■ Work to complete:
Using the listing beneath this task, count the lines with the word "React" and write only the result.

■ Supplied material:
• • • • • • •
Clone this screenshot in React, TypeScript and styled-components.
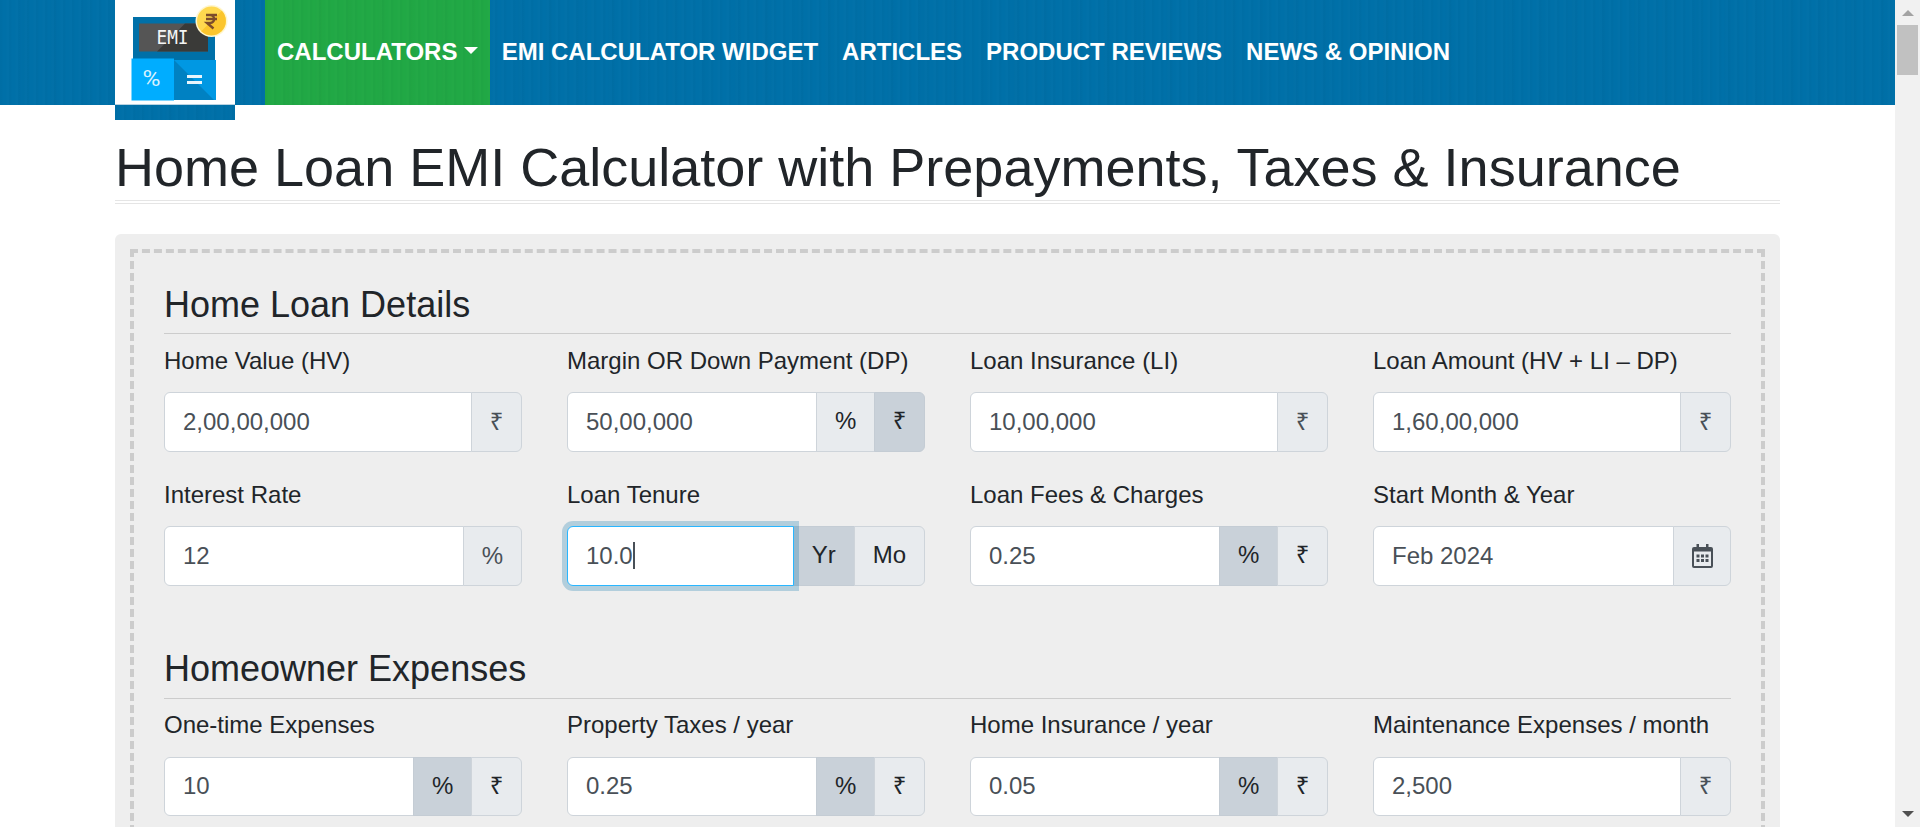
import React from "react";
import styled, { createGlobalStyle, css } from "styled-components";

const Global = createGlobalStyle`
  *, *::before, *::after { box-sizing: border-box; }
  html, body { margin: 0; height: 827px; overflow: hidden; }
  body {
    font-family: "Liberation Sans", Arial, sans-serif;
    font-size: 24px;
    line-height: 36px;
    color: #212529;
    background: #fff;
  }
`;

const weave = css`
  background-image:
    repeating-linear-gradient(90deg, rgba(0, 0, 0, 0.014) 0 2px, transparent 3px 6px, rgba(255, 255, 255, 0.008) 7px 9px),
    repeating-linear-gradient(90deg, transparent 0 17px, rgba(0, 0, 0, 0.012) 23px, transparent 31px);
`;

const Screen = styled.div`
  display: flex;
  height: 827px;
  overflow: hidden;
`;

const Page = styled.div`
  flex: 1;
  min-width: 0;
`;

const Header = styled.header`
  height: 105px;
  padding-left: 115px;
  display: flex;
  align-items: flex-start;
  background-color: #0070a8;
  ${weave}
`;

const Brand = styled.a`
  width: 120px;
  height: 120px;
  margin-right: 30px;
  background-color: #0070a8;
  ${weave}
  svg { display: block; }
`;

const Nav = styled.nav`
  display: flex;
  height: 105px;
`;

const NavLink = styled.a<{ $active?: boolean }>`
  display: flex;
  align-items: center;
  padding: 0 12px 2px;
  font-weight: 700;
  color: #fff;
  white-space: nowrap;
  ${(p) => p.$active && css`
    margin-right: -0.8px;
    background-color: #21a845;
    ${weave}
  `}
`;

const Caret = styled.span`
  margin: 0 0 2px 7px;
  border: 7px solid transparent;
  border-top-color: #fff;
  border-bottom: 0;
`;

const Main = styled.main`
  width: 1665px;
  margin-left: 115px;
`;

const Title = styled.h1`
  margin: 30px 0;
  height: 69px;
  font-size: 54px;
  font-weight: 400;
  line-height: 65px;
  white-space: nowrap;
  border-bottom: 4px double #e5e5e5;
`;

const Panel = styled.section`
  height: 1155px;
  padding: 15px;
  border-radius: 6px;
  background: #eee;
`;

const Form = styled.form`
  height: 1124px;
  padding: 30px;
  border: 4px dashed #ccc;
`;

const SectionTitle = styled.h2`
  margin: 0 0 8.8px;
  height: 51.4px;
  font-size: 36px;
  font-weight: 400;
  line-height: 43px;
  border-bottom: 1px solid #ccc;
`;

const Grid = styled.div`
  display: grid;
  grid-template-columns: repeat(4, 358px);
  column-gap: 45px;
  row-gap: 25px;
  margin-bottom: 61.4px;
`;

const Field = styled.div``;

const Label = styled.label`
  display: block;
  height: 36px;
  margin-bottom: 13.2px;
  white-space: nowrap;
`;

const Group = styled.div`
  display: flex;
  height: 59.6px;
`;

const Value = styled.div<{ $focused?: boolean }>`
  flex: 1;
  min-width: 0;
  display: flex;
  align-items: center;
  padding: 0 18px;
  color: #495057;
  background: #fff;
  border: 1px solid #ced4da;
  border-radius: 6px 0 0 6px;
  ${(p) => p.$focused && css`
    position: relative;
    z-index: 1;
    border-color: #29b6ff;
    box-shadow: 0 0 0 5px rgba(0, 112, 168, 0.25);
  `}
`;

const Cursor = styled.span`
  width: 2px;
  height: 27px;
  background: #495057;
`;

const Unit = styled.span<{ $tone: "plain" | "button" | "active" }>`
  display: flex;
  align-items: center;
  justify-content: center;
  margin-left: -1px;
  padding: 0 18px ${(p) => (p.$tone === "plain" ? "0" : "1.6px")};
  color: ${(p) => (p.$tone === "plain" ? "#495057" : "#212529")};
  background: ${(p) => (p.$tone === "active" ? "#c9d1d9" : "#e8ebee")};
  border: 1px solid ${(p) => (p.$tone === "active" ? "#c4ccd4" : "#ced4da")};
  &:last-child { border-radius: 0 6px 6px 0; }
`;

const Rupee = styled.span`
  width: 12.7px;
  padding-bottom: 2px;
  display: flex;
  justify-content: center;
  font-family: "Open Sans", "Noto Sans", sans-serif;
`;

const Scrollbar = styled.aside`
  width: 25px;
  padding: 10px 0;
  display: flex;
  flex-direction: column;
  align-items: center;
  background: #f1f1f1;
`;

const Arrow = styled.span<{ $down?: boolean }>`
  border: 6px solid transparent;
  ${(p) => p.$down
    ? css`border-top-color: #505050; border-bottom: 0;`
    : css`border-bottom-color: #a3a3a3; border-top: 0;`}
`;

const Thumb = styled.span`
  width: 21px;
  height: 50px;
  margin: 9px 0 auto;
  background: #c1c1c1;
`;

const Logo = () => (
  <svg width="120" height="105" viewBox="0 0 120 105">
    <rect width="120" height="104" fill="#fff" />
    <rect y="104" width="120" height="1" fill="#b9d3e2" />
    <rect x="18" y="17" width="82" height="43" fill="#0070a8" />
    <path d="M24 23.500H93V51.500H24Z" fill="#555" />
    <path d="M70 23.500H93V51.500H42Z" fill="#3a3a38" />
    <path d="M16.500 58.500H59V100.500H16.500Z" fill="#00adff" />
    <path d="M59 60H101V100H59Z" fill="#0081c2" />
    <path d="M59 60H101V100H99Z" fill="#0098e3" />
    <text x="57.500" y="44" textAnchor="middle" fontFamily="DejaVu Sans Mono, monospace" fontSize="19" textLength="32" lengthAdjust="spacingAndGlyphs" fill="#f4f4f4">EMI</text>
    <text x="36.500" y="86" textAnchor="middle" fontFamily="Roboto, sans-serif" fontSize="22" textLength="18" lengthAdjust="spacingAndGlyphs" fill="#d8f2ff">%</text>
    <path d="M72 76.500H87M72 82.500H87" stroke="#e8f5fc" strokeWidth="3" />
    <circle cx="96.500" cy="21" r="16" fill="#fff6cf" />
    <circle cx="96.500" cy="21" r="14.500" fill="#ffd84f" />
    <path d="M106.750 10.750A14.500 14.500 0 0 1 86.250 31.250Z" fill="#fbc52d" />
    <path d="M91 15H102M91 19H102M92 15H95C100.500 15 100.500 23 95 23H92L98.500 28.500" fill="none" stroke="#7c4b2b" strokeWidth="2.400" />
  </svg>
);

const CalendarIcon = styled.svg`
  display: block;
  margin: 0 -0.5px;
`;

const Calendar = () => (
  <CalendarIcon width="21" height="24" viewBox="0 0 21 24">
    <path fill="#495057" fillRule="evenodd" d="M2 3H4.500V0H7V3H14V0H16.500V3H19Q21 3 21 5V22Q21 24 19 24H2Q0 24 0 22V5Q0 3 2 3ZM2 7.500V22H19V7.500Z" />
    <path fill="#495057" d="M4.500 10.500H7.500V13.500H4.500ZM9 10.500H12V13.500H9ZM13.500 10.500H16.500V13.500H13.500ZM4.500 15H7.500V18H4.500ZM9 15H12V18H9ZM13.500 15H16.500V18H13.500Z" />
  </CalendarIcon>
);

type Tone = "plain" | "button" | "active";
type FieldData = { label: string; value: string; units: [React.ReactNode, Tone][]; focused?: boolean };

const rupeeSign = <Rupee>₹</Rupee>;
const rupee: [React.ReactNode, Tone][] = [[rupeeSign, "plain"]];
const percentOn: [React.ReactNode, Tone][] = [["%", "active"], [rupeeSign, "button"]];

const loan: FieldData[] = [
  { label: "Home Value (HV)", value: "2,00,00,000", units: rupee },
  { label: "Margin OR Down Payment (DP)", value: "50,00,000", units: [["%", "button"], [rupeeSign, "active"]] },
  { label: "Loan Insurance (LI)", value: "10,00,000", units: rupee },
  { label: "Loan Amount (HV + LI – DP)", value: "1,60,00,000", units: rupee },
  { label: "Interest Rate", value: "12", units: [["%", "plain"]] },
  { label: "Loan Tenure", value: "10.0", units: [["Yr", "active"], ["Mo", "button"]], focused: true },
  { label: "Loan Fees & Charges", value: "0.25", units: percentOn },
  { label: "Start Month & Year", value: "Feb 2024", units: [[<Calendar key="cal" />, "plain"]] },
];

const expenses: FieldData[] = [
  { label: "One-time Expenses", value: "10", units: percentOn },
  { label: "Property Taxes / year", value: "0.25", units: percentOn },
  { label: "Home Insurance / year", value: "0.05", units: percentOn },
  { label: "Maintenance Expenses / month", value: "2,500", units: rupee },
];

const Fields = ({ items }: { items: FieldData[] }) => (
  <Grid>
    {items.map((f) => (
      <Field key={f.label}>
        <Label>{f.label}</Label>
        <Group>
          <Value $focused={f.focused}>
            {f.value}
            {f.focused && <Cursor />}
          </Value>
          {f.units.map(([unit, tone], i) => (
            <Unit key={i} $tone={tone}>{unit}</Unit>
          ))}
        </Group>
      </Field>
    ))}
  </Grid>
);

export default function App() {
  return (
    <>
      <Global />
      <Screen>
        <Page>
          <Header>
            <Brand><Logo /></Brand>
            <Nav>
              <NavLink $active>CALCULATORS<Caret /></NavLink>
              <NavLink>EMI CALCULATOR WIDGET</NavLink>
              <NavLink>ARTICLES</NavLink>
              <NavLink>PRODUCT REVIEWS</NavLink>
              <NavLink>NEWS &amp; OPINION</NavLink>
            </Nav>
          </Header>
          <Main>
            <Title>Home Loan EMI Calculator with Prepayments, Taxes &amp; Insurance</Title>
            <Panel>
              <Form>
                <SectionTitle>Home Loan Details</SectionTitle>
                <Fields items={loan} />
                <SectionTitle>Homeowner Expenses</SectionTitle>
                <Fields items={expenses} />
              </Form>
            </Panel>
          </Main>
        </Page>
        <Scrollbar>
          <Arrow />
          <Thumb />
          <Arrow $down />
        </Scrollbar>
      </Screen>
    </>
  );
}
• • • • • • •
■ Written answer:
5